Option 2: Hiring an Agency
For many growing businesses, agencies can offer flexibility and breadth that is difficult to get from one single hire.
Instead of hiring a designer, web developer, strategist, video editor, copywriter, social media manager, and project manager separately, an agency often already has those systems and specialties in place.
That can be incredibly helpful when you need momentum, but are not quite ready to build a full internal department.
And contrary to what some people assume, agencies are not only for huge companies.
In fact, many startups, founders, and small businesses lean on agencies specifically because it can feel lower risk while they are still growing.
Especially when business needs are changing quickly.
One month you may need a website.
The next month you may need launch support.
Then branding.
Then social media strategy.
Then content editing.
An agency can often adapt to those shifting needs more easily.
What You’re Actually Paying For With an Agency
When you hire an agency, you are usually paying for more than the deliverable itself.
You are paying for:
Strategy
Creative direction
Specialized skill sets
Systems
Project management
Outside perspective
Experience across multiple brands and industries
Speed
A team that already knows how to work together
A good agency should not just be asking:
“What do you want us to make?”
They should also be helping you think through what makes sense, what your audience needs to understand, what order things should happen in, and what will actually move the business forward.
That is a big difference.
A lot of times, an agency is helping coach the business owner on what to prioritize, what to look for, and how to make smart brand and marketing decisions.
With an in-house employee, that dynamic is often flipped.
You are usually the one training, directing, managing, and helping them understand what success looks like inside your business.
Again, neither is wrong.
It is just a different structure.
The Downside of Working With an Agency
To keep this article fair, we should also talk about the downsides of working with an agency.
An agency is usually not a full-time employee dedicated only to your business. When they are not working on your company, they are supporting other clients too. That is simply the nature of the model.
That also means they are bringing a wide range of experience from different industries, businesses, and projects, which can be incredibly valuable.
But unlike an employee, an agency is also usually not as “moldable.”
A good agency should absolutely listen to feedback, collaborate with your vision, and tailor strategy around your goals. But they also come in with their own systems, processes, and professional experience.
An employee is often someone you train.
An agency is often someone helping guide and support the business.
Those are simply two different dynamics to consider.
A Simple Cost Comparison
Let’s talk about money for a minute, because this is usually where the conversation gets very real.
These numbers can vary wildly based on experience level, location, scope, and quality of work, but here is a general way to think about it.
If you hire in-house, one full-time creative or marketing role can easily become a significant annual investment.

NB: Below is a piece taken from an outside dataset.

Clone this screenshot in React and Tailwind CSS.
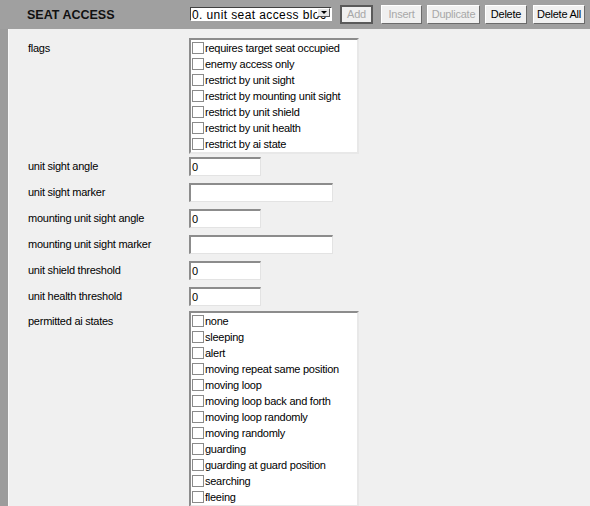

For example, depending on location and experience:
A web designer or developer may cost anywhere from $70,000–$120,000+ annually
A social media manager may range from $50,000–$90,000+
A marketing manager may easily exceed six figures
A video editor or content creator may range from $60,000–$100,000+
And again, that is before benefits, payroll taxes, software, equipment, recruiting, and management time.
So if you need a website, social media, branding, strategy, editing, and content support, that is usually not one clean hire.
That is multiple roles.
With an agency, businesses are often able to access several of those skill sets together through one project fee or monthly retainer.
For example, an agency may be able to support:
Website development
Website maintenance
Social media management
Brand strategy
Video editing
Content planning
Launch support
Creative direction
All under one roof.
Often for much less than hiring an in house team (we don't mean to speak for all agencies, or all use cases, but in most scenarios Malibu Wests services end up being nearly half the amount of the above).
For many growing businesses, it can be a more flexible and lower-risk way to access multiple specialties without building a full department too early.
Why Some Larger Brands Still Use Agencies
It is easy to assume that once a business gets big enough, everything should move in-house.
But that is not always how it works.
Many large brands still work with outside agencies, consultants, production companies, PR firms, and creative partners.
Not because they cannot hire internally.
They absolutely can.
But outside teams can bring fresh perspective, specialized expertise, creative range, and additional capacity during large projects, launches, rebrands, or campaigns.
An internal team may know the brand deeply.
An outside agency may bring entirely new ideas and creative approaches that the internal team would not naturally arrive at on their own.
Both can be valuable.
Option 3: Sometimes the Best Solution Is Both
This is honestly where many businesses eventually land.
A hybrid structure can work incredibly well.
For example:
An agency helps build the website, branding, systems, launch assets, or strategy
Then an internal team member maintains and grows it over time
Or:
A business already has internal staff, but brings in an outside agency for larger builds, creative direction, campaigns, or specialized support
We do this with clients all the time.
Sometimes we act as the team.
Sometimes we work alongside the team.
And sometimes we help build systems and train their internal team on how to maintain them moving forward.
Those are all completely different models, and all of them can work really well depending on the business.
Questions to Ask Yourself Before Deciding
Before deciding between hiring in-house or working with an agency, ask yourself:
Do I need one specific role or multiple skill sets?
Do I have enough consistent work for a full-time employee?
Do I have time to train and manage someone internally?
Am I looking for execution, strategy, or both?
Would a project-based build solve my problem right now?
Do I need flexibility at this stage of business?
Am I trying to build a team, or do I need a team to help me build?
That last question is a big one.
Because sometimes you are ready to build internally.
And sometimes you need experienced support to help create the foundation first.
So... Which One Should You Choose?
Honestly, it depends on where your business is right now.
If you are early in growth, still refining your offer, building your brand, or trying to get several things done at once, an agency may give you the breadth, structure, and support you need without the pressure of hiring too soon.
If your business is more established, has consistent needs, and you are ready to manage and support someone internally long-term, hiring in-house may be the right next step.
And if you are somewhere in the middle, the best solution may honestly be a combination of both.
At the end of the day, this is not really about choosing the “right” side.
It is about choosing the right support structure for the season your business is in.